Post up the code from config.php let me take a nosey.

Red

thank you for sticking with me on this.
here is the config file i am calling:

<?php /* Define MySQL connection details and database table name */ $SETTINGS["hostname"]='rinasheville.db.9276399.hostedresource.com'; $SETTINGS["mysql_user"]='rinasheville'; $SETTINGS["mysql_pass"]='hidden'; $SETTINGS["mysql_database"]='rinasheville'; $SETTINGS["data_table"]='banner_clicks'; /* Connect to MySQL */ if (!isset($install) or $install != '1') { $connection = mysql_connect($SETTINGS["hostname"], $SETTINGS["mysql_user"], $SETTINGS["mysql_pass"]) or die ('Unable to connect to MySQL server.

Please make sure your MySQL login details are correct.'); $db = mysql_select_db($SETTINGS["mysql_database"], $connection) or die ('request "Unable to select database."'); }; ?>

What is $install and where is it set?

change the following:[php]
if (!isset($install) or $install != ‘1’) {
$connection = mysql_connect($SETTINGS[“hostname”], $SETTINGS[“mysql_user”], $SETTINGS[“mysql_pass”]) or die (‘Unable to connect to MySQL server.

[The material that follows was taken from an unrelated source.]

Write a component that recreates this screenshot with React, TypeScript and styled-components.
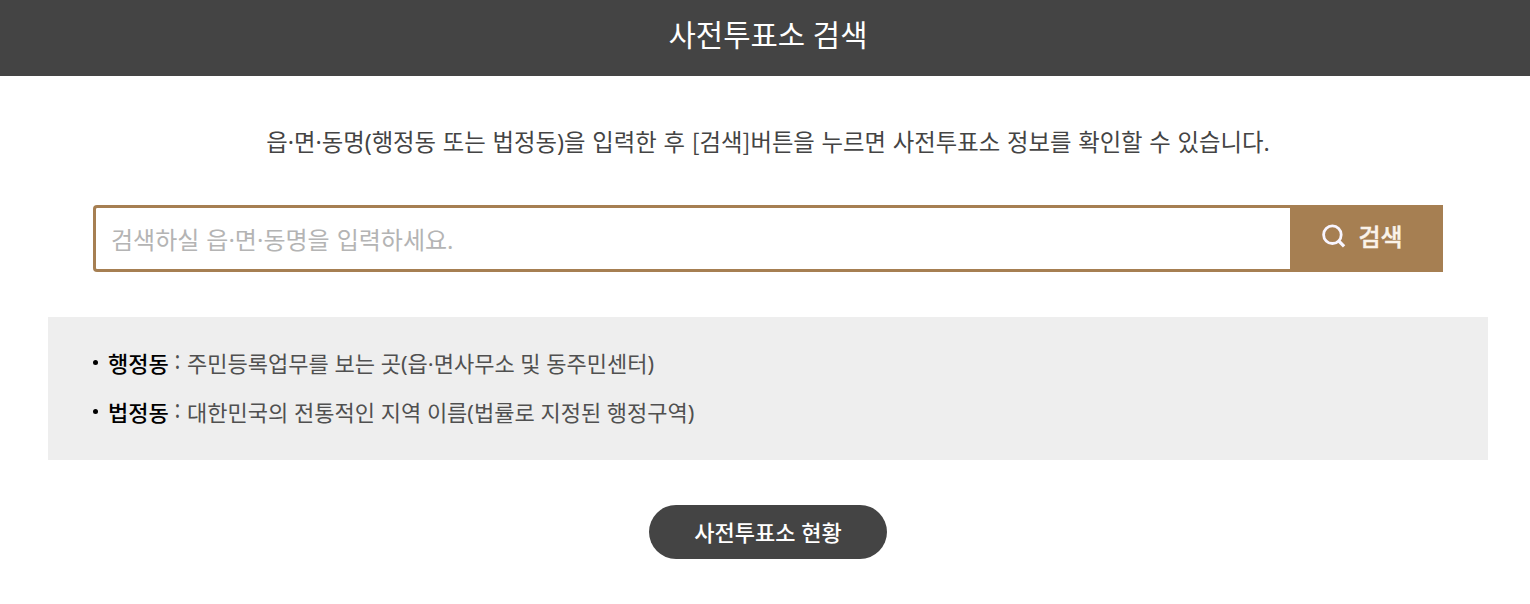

Please make sure your MySQL login details are correct.’);
$db = mysql_select_db($SETTINGS[“mysql_database”], $connection) or die (‘request “Unable to select database.”’);
};
[/php]

to this:
[php]
$connection = mysql_connect($SETTINGS[“hostname”], $SETTINGS[“mysql_user”], $SETTINGS[“mysql_pass”])
or die (‘Unable to connect to MySQL server.

Please make sure your MySQL login details are correct.’);
$db = mysql_select_db($SETTINGS[“mysql_database”], $connection)
or die (‘request “Unable to select database.”’);
[/php]

let me know what happens.

… and here is the structure of the table:

Field Type Collation Attributes Null
id int(11) No auto_increment
url varchar(250) utf8_unicode_ci No
clicks int(11) No
sourcepage varchar(255) utf8_unicode_ci No
impressions varchar(5) utf8_unicode_ci No
graphic varchar(255) utf8_unicode_ci No

thanks!

isset() is part of the initial code (for counting graphic clicks) that i downloaded from http://www.phpjabbers.com/free-banner-and-link-click-counter-script

unfortunately, those downloaded files didnt have a way to track impressions, so that is why i started adding on to what they already had.

to count clicks you would need to use javascript.

Php and javascript are two completely different beasts altogether and any variables you set using PHP will not be picked up by javascript - and vice versa.

Let me see what i can come up with…

thank you.
once again, that hacked-up code that i posted in the first message of this thread works fine (it displayed the graphics and counted impressions and clicks) but i am just certain that the coding is awfully sloppy.